Roma settlements in Pristina, Kosovo
More about this project
With the break up of the former Yugoslavia in the late 1990s, an entire region descended into war – at its end many communities were left devastated, their private and public lives destroyed. In 2000 and 2001 Diploma Unit 6 studied this war-ravaged topography. They surveyed areas in Vushtrii and Pristina, exchanging ideas with residents of the Albanian and Serb communities, exploring how situation-specific architecture can evolve from the narratives of the damaged and displaced to recreate shared civic places in ways which engage designers, builders and end-users in the process of city renewal.
Again in 2011, Diploma Unit 6 returned to Pristina; now the transformed bustling capital city of a newly independent nation.
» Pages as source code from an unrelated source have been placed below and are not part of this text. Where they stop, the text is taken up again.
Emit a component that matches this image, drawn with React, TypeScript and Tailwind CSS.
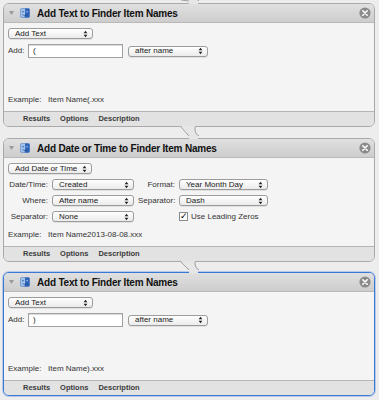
import React from "react";

const font = { fontFamily: '"Liberation Sans", Arial, sans-serif' };

const Arrows = () => (
    <svg width="5" height="8" viewBox="0 0 5 8" className="shrink-0">
        <path d="M0.6 3.2 L2.5 0.8 L4.4 3.2 Z" fill="#222" />
        <path d="M0.6 4.8 L2.5 7.2 L4.4 4.8 Z" fill="#222" />
    </svg>
);

const Select = ({ label, className = "" }: { label: string; className?: string }) => (
    <div
        className={`flex h-[11px] items-center justify-between whitespace-nowrap rounded-[3px] border border-[#9c9c9c] bg-gradient-to-b from-white to-[#ebebeb] pl-[6px] pr-[4px] text-[8px] leading-none text-[#1a1a1a] shadow-[0_1px_0_rgba(0,0,0,0.08)] ${className}`}
    >
        <span>{label}</span>
        <Arrows />
    </div>
);

const FinderIcon = () => (
    <svg width="10" height="10" viewBox="0 0 11 11" className="shrink-0">
        <rect x="0.5" y="0.5" width="10" height="10" rx="1.5" fill="#9fc3ee" stroke="#4b76b8" strokeWidth="0.6" />
        <path d="M5.5 0.5 L9 0.5 Q10.5 0.5 10.5 2 L10.5 9 Q10.5 10.5 9 10.5 L5 10.5 Q6.3 5.5 5.5 0.5 Z" fill="#2f63b8" />
        <circle cx="3.3" cy="4" r="0.7" fill="#1f3f7a" />
        <circle cx="7.8" cy="4" r="0.7" fill="#cfe1fa" />
        <path d="M2.5 7.4 Q5.5 9 8.6 7.4" stroke="#1f3f7a" strokeWidth="0.6" fill="none" />
    </svg>
);

const CloseButton = () => (
    <svg width="12" height="12" viewBox="0 0 12 12" className="shrink-0">
        <circle cx="6" cy="6" r="5.6" fill="#8b8b8b" />
        <path d="M3.8 3.8 L8.2 8.2 M8.2 3.8 L3.8 8.2" stroke="#fff" strokeWidth="1.6" strokeLinecap="round" />
    </svg>
);

const Card = ({
    title,
    example,
    selected,
    children,
}: {
    title: string;
    example: string;
    selected?: boolean;
    children: React.ReactNode;
}) => (
    <div
        className={`flex h-[124px] flex-col overflow-hidden rounded-[6px] border bg-[#f4f4f4] ${
            selected ? "border-[#3a78d6] shadow-[0_0_0_1px_rgba(58,120,214,0.3)]" : "border-[#a9a9a9]"
        }`}
    >
        <div className="flex h-[19px] shrink-0 items-center border-b border-[#b9b9b9] bg-gradient-to-b from-[#e0e0e0] to-[#cdcdcd] pl-[5px] pr-[3px]">
            <svg width="5" height="4" viewBox="0 0 5 4" className="mr-[6px] shrink-0">
                <path d="M0 0 L5 0 L2.5 4 Z" fill="#9a9a9a" />
            </svg>
            <FinderIcon />
            <span className="ml-[7px] flex-1 text-[10px] font-bold tracking-[-0.2px] text-[#111]">{title}</span>
            <CloseButton />
        </div>
        <div className="flex flex-1 flex-col px-[4px] pt-[5px] pb-[5px]">
            {children}
            <div className="mt-auto flex text-[8px] text-[#333]">
                <span className="w-[40px]">Example:</span>
                <span>{example}</span>
            </div>
        </div>
        <div className="flex h-[15px] shrink-0 items-center gap-[10px] border-t border-[#b5b5b5] bg-[#e2e2e2] pl-[19px] text-[7.5px] font-bold text-[#3a3a3a]">
            <span>Results</span>
            <span>Options</span>
            <span>Description</span>
        </div>
    </div>
);

const Connector = ({ height }: { height: number }) => (
    <div className="relative" style={{ height }}>
        <svg width="379" height={height + 2} viewBox={`0 0 379 ${height + 2}`} className="absolute -top-px left-[-3px]">
            <path
                d={`M181 0 L189 ${height - 1} L189 ${height + 2} L198 ${height + 2} L198 ${height - 2} Q195 ${height - 4} 195 ${height - 7} L195 0 Z`}
                fill="#e6e6e6"
            />
            <path d={`M181 1 L189 ${height - 1}`} stroke="#9f9f9f" strokeWidth="1" fill="none" />
            <path d={`M195 1 L195 ${height - 7} Q195 ${height - 3} 199 ${height - 1}`} stroke="#9f9f9f" strokeWidth="1" fill="none" />
        </svg>
    </div>
);

const AddTextBody = ({ value }: { value: string }) => (
    <div className="flex flex-col gap-[5px]">
        <Select label="Add Text" className="w-[85px]" />
        <div className="flex items-center">
            <span className="w-[20px] text-[8px] text-[#333]">Add:</span>
            <div className="flex h-[14px] w-[95px] items-center border border-[#a0a0a0] bg-white pl-[4px] text-[8px] text-[#222] shadow-[inset_0_1px_1px_rgba(0,0,0,0.15)]">
                {value}
            </div>
            <Select label="after name" className="ml-[5px] w-[80px]" />
        </div>
    </div>
);

const App = () => {
    return (
        <div className="h-[400px] w-[379px] overflow-hidden bg-[#ededed] pl-[3px] pr-[4px]" style={font}>
            <Connector height={3} />
            <Card title="Add Text to Finder Item Names" example="Item Name(.xxx">
                <AddTextBody value="(" />
            </Card>
            <Connector height={11} />
            <Card title="Add Date or Time to Finder Item Names" example="Item Name2013-08-08.xxx">
                <div className="flex flex-col">
                    <Select label="Add Date or Time" className="w-[84px]" />
                    <div className="mt-[5px] grid grid-cols-[40px_82px_37px_89px] items-center gap-x-[4px] gap-y-[5px] text-[8px] leading-[11px] text-[#333]">
                        <span className="text-right">Date/Time:</span>
                        <Select label="Created" />
                        <span className="text-right">Format:</span>
                        <Select label="Year Month Day" />
                        <span className="text-right">Where:</span>
                        <Select label="After name" />
                        <span className="text-right">Separator:</span>
                        <Select label="Dash" />
                        <span className="text-right">Separator:</span>
                        <Select label="None" />
                        <span />
                        <div className="flex items-center gap-[3px]">
                            <span className="flex h-[9px] w-[9px] items-center justify-center border border-[#8c8c8c] bg-white text-[9px] leading-none text-black">
                                ✓
                            </span>
                            <span>Use Leading Zeros</span>
                        </div>
                    </div>
                </div>
            </Card>
            <Connector height={10} />
            <Card title="Add Text to Finder Item Names" example="Item Name).xxx" selected>
                <AddTextBody value=")" />
            </Card>
        </div>
    );
};

export default App;
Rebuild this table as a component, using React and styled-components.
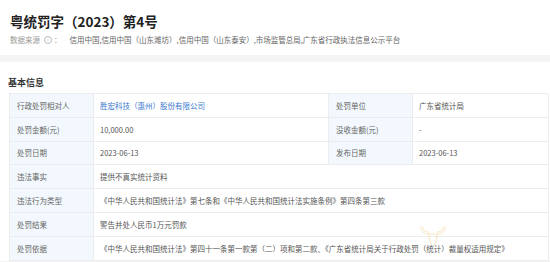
import React from 'react';
import styled, { createGlobalStyle } from 'styled-components';

const GlobalStyle = createGlobalStyle`
  html, body {
    margin: 0;
    padding: 0;
    background: #f4f4f4;
    font-family: "Noto Sans CJK SC", "Liberation Sans", sans-serif;
    color: #333;
  }
`;

const Page = styled.div`
  width: 550px;
  height: 262px;
  overflow: hidden;
  position: relative;
`;

const HeadCard = styled.div`
  background: #fff;
  height: 55px;
  padding: 11px 10px 0;
  box-sizing: border-box;
`;

const Title = styled.h1`
  margin: 0;
  font-size: 13.5px;
  line-height: 20px;
  font-weight: 700;
  color: #222;
`;

const Source = styled.div`
  margin-top: 3px;
  display: flex;
  align-items: center;
  font-size: 7.5px;
  line-height: 12px;
  color: #666;
  white-space: nowrap;
`;

const SourceLabel = styled.span`
  color: #999;
  display: flex;
  align-items: center;
  gap: 2px;
  margin-right: 8px;
`;

const InfoIcon = styled.span`
  display: inline-flex;
  align-items: center;
  justify-content: center;
  width: 6px;
  height: 6px;
  border: 0.8px solid #bbb;
  border-radius: 50%;
  font-size: 5px;
  color: #bbb;
  margin-left: 2px;
`;

const InfoCard = styled.div`
  background: #fff;
  margin-top: 7px;
  padding: 12px 2px 0 9px;
`;

const SectionTitle = styled.h2`
  margin: 0 0 1px;
  font-size: 9px;
  line-height: 18px;
  font-weight: 700;
  color: #333;
  margin-left: -1px;
`;

const Table = styled.div`
  display: grid;
  grid-template-columns: 84px 235px 84px 136px;
  border-top: 1px solid #ececec;
  border-left: 1px solid #ececec;
`;

const Cell = styled.div`
  height: 22.8px;
  display: flex;
  align-items: center;
  padding: 0 ${(p) => (p.$label ? '7px' : '6px')};
  font-size: 7.5px;
  white-space: nowrap;
  overflow: hidden;
  border-bottom: 1px solid #ececec;
  border-right: 1px solid #ececec;
  background: ${(p) => (p.$label ? '#f2f8fd' : '#fff')};
  color: ${(p) => (p.$label ? '#666' : p.$link ? '#3a78cf' : '#555')};
  grid-column: ${(p) => (p.$wide ? 'span 3' : 'auto')};
`;

const Watermark = styled.svg`
  position: absolute;
  left: 418px;
  top: 224px;
  width: 30px;
  height: 24px;
  opacity: 0.55;
`;

const rows = [
  [['行政处罚相对人', '胜宏科技（惠州）股份有限公司', true], ['处罚单位', '广东省统计局']],
  [['处罚金额(元)', '10,000.00'], ['没收金额(元)', '-']],
  [['处罚日期', '2023-06-13'], ['发布日期', '2023-06-13']],
  [['违法事实', '提供不真实统计资料']],
  [['违法行为类型', '《中华人民共和国统计法》第七条和《中华人民共和国统计法实施条例》第四条第三款']],
  [['处罚结果', '警告并处人民币1万元罚款']],
  [['处罚依据', '《中华人民共和国统计法》第四十一条第一款第（二）项和第二款、《广东省统计局关于行政处罚（统计）裁量权适用规定》']],
];

export default function App() {
  return (
    <Page>
      <GlobalStyle />
      <HeadCard>
        <Title>粤统罚字（2023）第4号</Title>
        <Source>
          <SourceLabel>
            数据来源<InfoIcon>i</InfoIcon>：
          </SourceLabel>
          信用中国,信用中国（山东潍坊）,信用中国（山东泰安）,市场监管总局,广东省行政执法信息公示平台
        </Source>
      </HeadCard>
      <InfoCard>
        <SectionTitle>基本信息</SectionTitle>
        <Table>
          {rows.map((row, i) =>
            row.map(([label, value, link], j) => (
              <React.Fragment key={`${i}-${j}`}>
                <Cell $label>{label}</Cell>
                <Cell $link={link} $wide={row.length === 1}>{value}</Cell>
              </React.Fragment>
            ))
          )}
        </Table>
      </InfoCard>
      <Watermark viewBox="0 0 30 24" fill="none" stroke="#f0c27a" strokeWidth="0.8">
        <path d="M3 2 C2 7 6 10 11 10 L19 10 C24 10 28 7 27 2" />
        <path d="M5 3 C5 7 8 8 11 8 M25 3 C25 7 22 8 19 8" />
        <path d="M11 10 C11 16 13 21 15 22 C17 21 19 16 19 10" />
      </Watermark>
    </Page>
  );
}
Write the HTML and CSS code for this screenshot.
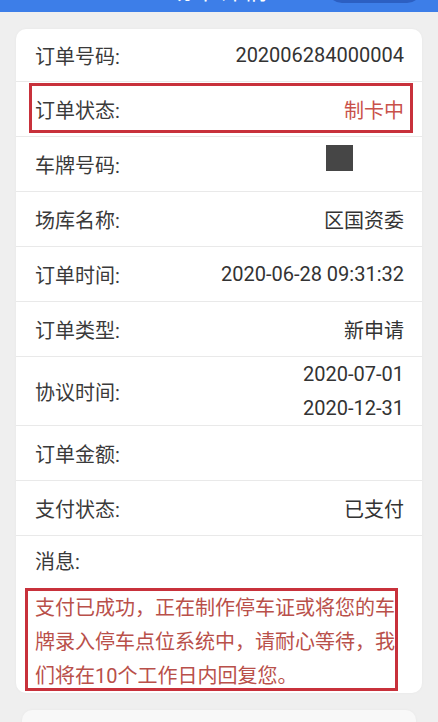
FILE: index.html
```html
<!DOCTYPE html>
<html lang="zh-CN">
<head>
    <meta charset="UTF-8">
    <meta name="viewport" content="width=device-width, initial-scale=1.0">
    <title>场卡详情</title>
    <link rel="stylesheet" href="styles.css">
</head>
<body>
    <div class="topbar">
        <span></span>
        <h1 class="title">场卡详情</h1>
        <button class="top-btn" type="button"></button>
    </div>

    <div class="page">
        <div class="card">
            <div class="row">
                <span class="label">订单号码:</span>
                <span class="value">202006284000004</span>
            </div>
            <div class="row marked">
                <span class="label">订单状态:</span>
                <span class="value status">制卡中</span>
                <span class="mark mark-row"></span>
            </div>
            <div class="row">
                <span class="label">车牌号码:</span>
                <span class="plate"></span>
            </div>
            <div class="row">
                <span class="label">场库名称:</span>
                <span class="value">区国资委</span>
            </div>
            <div class="row">
                <span class="label">订单时间:</span>
                <span class="value">2020-06-28 09:31:32</span>
            </div>
            <div class="row">
                <span class="label">订单类型:</span>
                <span class="value">新申请</span>
            </div>
            <div class="row tall">
                <span class="label">协议时间:</span>
                <span class="value dates">
                    <span>2020-07-01</span>
                    <span>2020-12-31</span>
                </span>
            </div>
            <div class="row">
                <span class="label">订单金额:</span>
                <span class="value"></span>
            </div>
            <div class="row">
                <span class="label">支付状态:</span>
                <span class="value">已支付</span>
            </div>

            <div class="msg-label">消息:</div>
            <div class="message">
                支付已成功，正在制作停车证或将您的车牌录入停车点位系统中，请耐心等待，我们将在10个工作日内回复您。
                <span class="mark mark-msg"></span>
            </div>
        </div>

        <div class="card next-card"></div>
    </div>
</body>
</html>
```

FILE: styles.css
```css
body {
    margin: 0;
    padding: 0;
    background-color: #efefef;
    font-family: Roboto, "Noto Sans CJK SC", sans-serif;
    color: #333;
    overflow: hidden;
}

/* header, mostly scrolled out of view */
.topbar {
    height: 12px;
    background-color: #3d7ee8;
    display: grid;
    grid-template-columns: 1fr auto 1fr;
    align-content: end;
    align-items: end;
    overflow: hidden;
}

.title {
    margin: 0 0 9px 0;
    font-size: 24px;
    line-height: 24px;
    font-weight: normal;
    color: #fff;
    letter-spacing: 1px;
}

.top-btn {
    justify-self: end;
    width: 95px;
    height: 30px;
    margin: 0 16px 9px 0;
    border: none;
    border-radius: 15px;
    background-color: #2c5fc2;
}

.page {
    padding: 17px 16px 0 16px;
}

.card {
    background-color: #fff;
    border-radius: 10px;
    box-shadow: 0 0 3px rgba(0, 0, 0, 0.04);
}

.row {
    position: relative;
    display: flex;
    justify-content: space-between;
    align-items: center;
    height: 54px;
    padding: 0 18px 0 19px;
    border-bottom: 1px solid #e9e9e9;
    font-size: 20px;
}

.row:first-child {
    height: 52px;
}

.row.tall {
    height: 68px;
}

.label {
    color: #3a3a3a;
}

.value {
    color: #333;
}

.status {
    color: #c9514a;
}

.dates {
    display: flex;
    flex-direction: column;
    align-items: flex-end;
    line-height: 34px;
}

.plate {
    width: 27px;
    height: 26px;
    margin: 0 51px 13px 0;
    background-color: #464646;
}

.msg-label {
    padding: 9px 19px 0 19px;
    font-size: 20px;
    line-height: 34px;
    color: #3a3a3a;
}

.message {
    position: relative;
    margin-top: 12px;
    padding: 0 18px 0 19px;
    font-size: 20px;
    line-height: 34px;
    color: #b9504a;
}

/* red annotation frames */
.mark {
    position: absolute;
    border: 3px solid #c8313b;
    pointer-events: none;
}

.mark-row {
    top: 1px;
    bottom: 3px;
    left: 13px;
    right: 9px;
}

.mark-msg {
    top: -3px;
    bottom: 2px;
    left: 9px;
    right: 24px;
}

.next-card {
    height: 60px;
    margin: 17px 6px 0 6px;
    background-color: #f8f8f8;
}
```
The old communist motif of ‘destroy the old and build the new’ had ironically led to much unregulated growth and the population had increased fivefold in a decade with marginalised poorer sections of the population living on the edge of the city waiting to enter the European Union to earn some hard currency.
This time students studied Roma, Ashkali and ‘Egyptian’ waste pickers living astride the old railway line in Fushe Kosova, on the outskirts of Pristina, whose adult members travelled to and from the EU earning Euros as and when they could. The students returned in summer 2012 and, funded by a RIBA travel scholarship, exhibited their proposals both within the community and on the main streets of Pristina.